* [STATED EXERCISE]
Restate the full listing word for word and leave the pictures out.
** Begin **
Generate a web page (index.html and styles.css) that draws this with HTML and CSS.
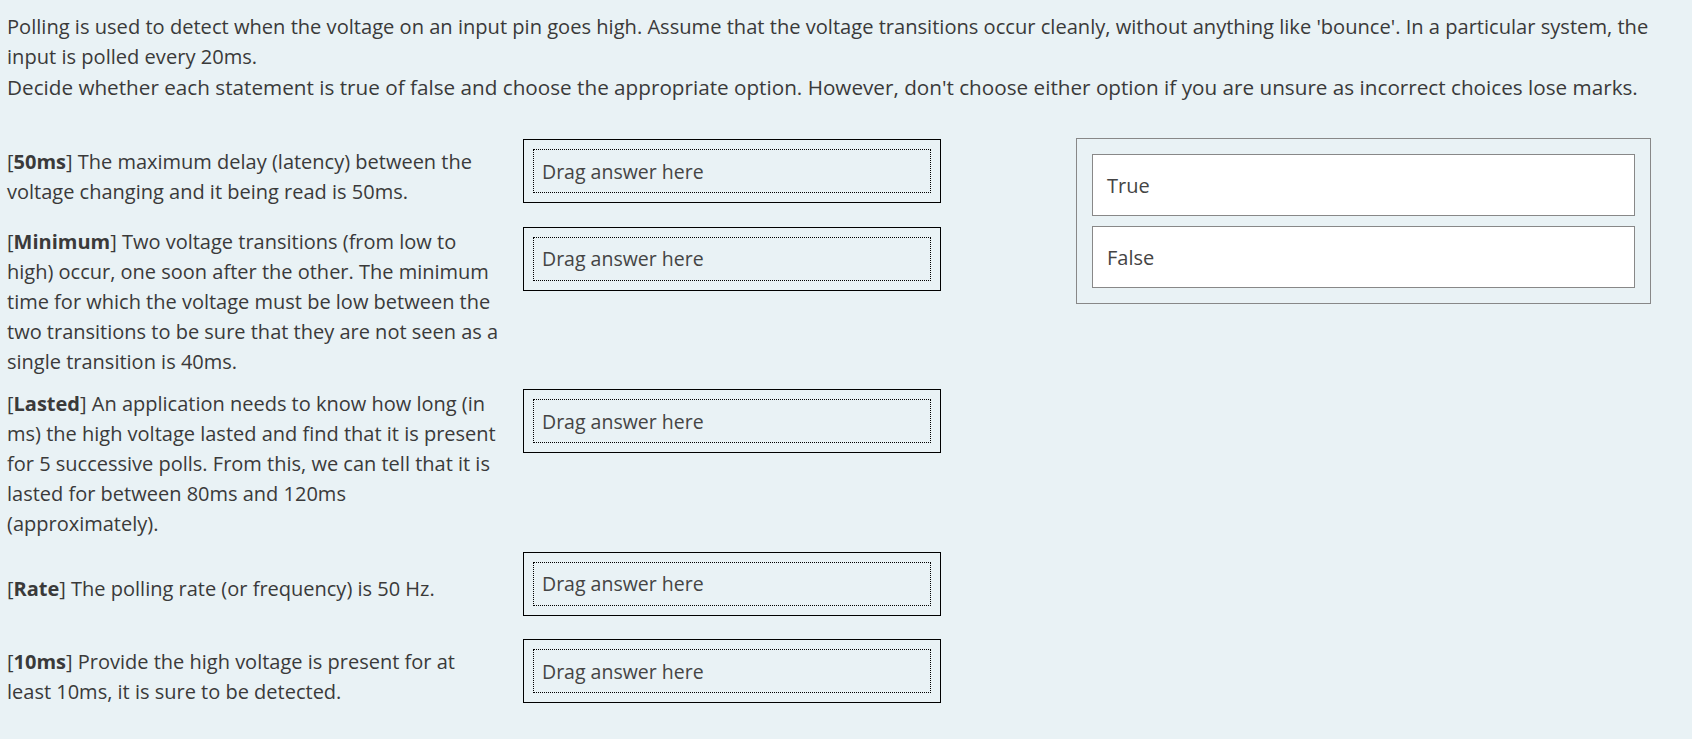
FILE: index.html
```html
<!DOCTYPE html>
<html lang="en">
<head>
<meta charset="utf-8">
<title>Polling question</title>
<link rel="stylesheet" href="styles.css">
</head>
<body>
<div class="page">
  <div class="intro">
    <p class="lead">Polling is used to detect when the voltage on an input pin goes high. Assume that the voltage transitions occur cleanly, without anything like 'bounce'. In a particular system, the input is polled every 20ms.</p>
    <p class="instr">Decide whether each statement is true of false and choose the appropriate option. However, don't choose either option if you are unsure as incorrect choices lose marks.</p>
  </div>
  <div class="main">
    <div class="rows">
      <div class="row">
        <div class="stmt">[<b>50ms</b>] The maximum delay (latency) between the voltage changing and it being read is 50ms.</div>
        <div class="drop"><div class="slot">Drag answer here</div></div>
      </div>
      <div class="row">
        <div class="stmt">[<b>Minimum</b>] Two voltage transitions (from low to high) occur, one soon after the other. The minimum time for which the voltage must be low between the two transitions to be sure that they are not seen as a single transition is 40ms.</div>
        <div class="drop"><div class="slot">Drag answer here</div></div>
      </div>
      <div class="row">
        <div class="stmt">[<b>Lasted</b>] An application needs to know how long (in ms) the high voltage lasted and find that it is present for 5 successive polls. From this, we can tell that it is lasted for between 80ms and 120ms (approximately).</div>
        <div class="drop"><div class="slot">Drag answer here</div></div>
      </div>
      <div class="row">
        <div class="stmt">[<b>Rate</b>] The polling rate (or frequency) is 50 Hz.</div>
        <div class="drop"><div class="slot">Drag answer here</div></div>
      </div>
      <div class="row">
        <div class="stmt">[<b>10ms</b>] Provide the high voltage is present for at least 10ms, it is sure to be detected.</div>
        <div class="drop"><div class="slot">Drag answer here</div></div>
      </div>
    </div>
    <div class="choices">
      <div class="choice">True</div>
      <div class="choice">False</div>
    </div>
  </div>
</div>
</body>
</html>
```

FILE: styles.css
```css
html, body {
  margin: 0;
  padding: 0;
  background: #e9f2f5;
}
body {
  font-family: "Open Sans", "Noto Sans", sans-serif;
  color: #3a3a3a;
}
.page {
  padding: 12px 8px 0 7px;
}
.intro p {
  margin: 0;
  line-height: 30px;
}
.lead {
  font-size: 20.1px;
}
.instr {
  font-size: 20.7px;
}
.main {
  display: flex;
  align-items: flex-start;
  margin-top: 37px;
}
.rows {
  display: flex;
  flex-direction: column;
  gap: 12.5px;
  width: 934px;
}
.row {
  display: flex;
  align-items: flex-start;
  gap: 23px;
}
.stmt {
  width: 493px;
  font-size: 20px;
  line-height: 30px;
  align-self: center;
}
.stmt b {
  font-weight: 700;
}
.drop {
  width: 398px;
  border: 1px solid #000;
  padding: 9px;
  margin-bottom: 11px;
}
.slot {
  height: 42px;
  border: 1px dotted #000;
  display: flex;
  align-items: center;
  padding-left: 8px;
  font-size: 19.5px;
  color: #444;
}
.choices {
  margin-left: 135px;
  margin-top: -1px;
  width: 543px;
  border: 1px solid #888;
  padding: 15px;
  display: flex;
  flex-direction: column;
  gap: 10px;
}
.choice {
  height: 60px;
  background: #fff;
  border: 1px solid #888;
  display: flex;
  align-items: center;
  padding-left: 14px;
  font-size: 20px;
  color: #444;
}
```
** End **
* [COMPLETED EXERCISE]
Generate a web page (index.html and styles.css) that draws this with HTML and CSS.
FILE: index.html
```html
<!DOCTYPE html>
<html lang="en">
<head>
<meta charset="utf-8">
<title>Polling question</title>
<link rel="stylesheet" href="styles.css">
</head>
<body>
<div class="page">
  <div class="intro">
    <p class="lead">Polling is used to detect when the voltage on an input pin goes high. Assume that the voltage transitions occur cleanly, without anything like 'bounce'. In a particular system, the input is polled every 20ms.</p>
    <p class="instr">Decide whether each statement is true of false and choose the appropriate option. However, don't choose either option if you are unsure as incorrect choices lose marks.</p>
  </div>
  <div class="main">
    <div class="rows">
      <div class="row">
        <div class="stmt">[<b>50ms</b>] The maximum delay (latency) between the voltage changing and it being read is 50ms.</div>
        <div class="drop"><div class="slot">Drag answer here</div></div>
      </div>
      <div class="row">
        <div class="stmt">[<b>Minimum</b>] Two voltage transitions (from low to high) occur, one soon after the other. The minimum time for which the voltage must be low between the two transitions to be sure that they are not seen as a single transition is 40ms.</div>
        <div class="drop"><div class="slot">Drag answer here</div></div>
      </div>
      <div class="row">
        <div class="stmt">[<b>Lasted</b>] An application needs to know how long (in ms) the high voltage lasted and find that it is present for 5 successive polls. From this, we can tell that it is lasted for between 80ms and 120ms (approximately).</div>
        <div class="drop"><div class="slot">Drag answer here</div></div>
      </div>
      <div class="row">
        <div class="stmt">[<b>Rate</b>] The polling rate (or frequency) is 50 Hz.</div>
        <div class="drop"><div class="slot">Drag answer here</div></div>
      </div>
      <div class="row">
        <div class="stmt">[<b>10ms</b>] Provide the high voltage is present for at least 10ms, it is sure to be detected.</div>
        <div class="drop"><div class="slot">Drag answer here</div></div>
      </div>
    </div>
    <div class="choices">
      <div class="choice">True</div>
      <div class="choice">False</div>
    </div>
  </div>
</div>
</body>
</html>
```

FILE: styles.css
```css
html, body {
  margin: 0;
  padding: 0;
  background: #e9f2f5;
}
body {
  font-family: "Open Sans", "Noto Sans", sans-serif;
  color: #3a3a3a;
}
.page {
  padding: 12px 8px 0 7px;
}
.intro p {
  margin: 0;
  line-height: 30px;
}
.lead {
  font-size: 20.1px;
}
.instr {
  font-size: 20.7px;
}
.main {
  display: flex;
  align-items: flex-start;
  margin-top: 37px;
}
.rows {
  display: flex;
  flex-direction: column;
  gap: 12.5px;
  width: 934px;
}
.row {
  display: flex;
  align-items: flex-start;
  gap: 23px;
}
.stmt {
  width: 493px;
  font-size: 20px;
  line-height: 30px;
  align-self: center;
}
.stmt b {
  font-weight: 700;
}
.drop {
  width: 398px;
  border: 1px solid #000;
  padding: 9px;
  margin-bottom: 11px;
}
.slot {
  height: 42px;
  border: 1px dotted #000;
  display: flex;
  align-items: center;
  padding-left: 8px;
  font-size: 19.5px;
  color: #444;
}
.choices {
  margin-left: 135px;
  margin-top: -1px;
  width: 543px;
  border: 1px solid #888;
  padding: 15px;
  display: flex;
  flex-direction: column;
  gap: 10px;
}
.choice {
  height: 60px;
  background: #fff;
  border: 1px solid #888;
  display: flex;
  align-items: center;
  padding-left: 14px;
  font-size: 20px;
  color: #444;
}
```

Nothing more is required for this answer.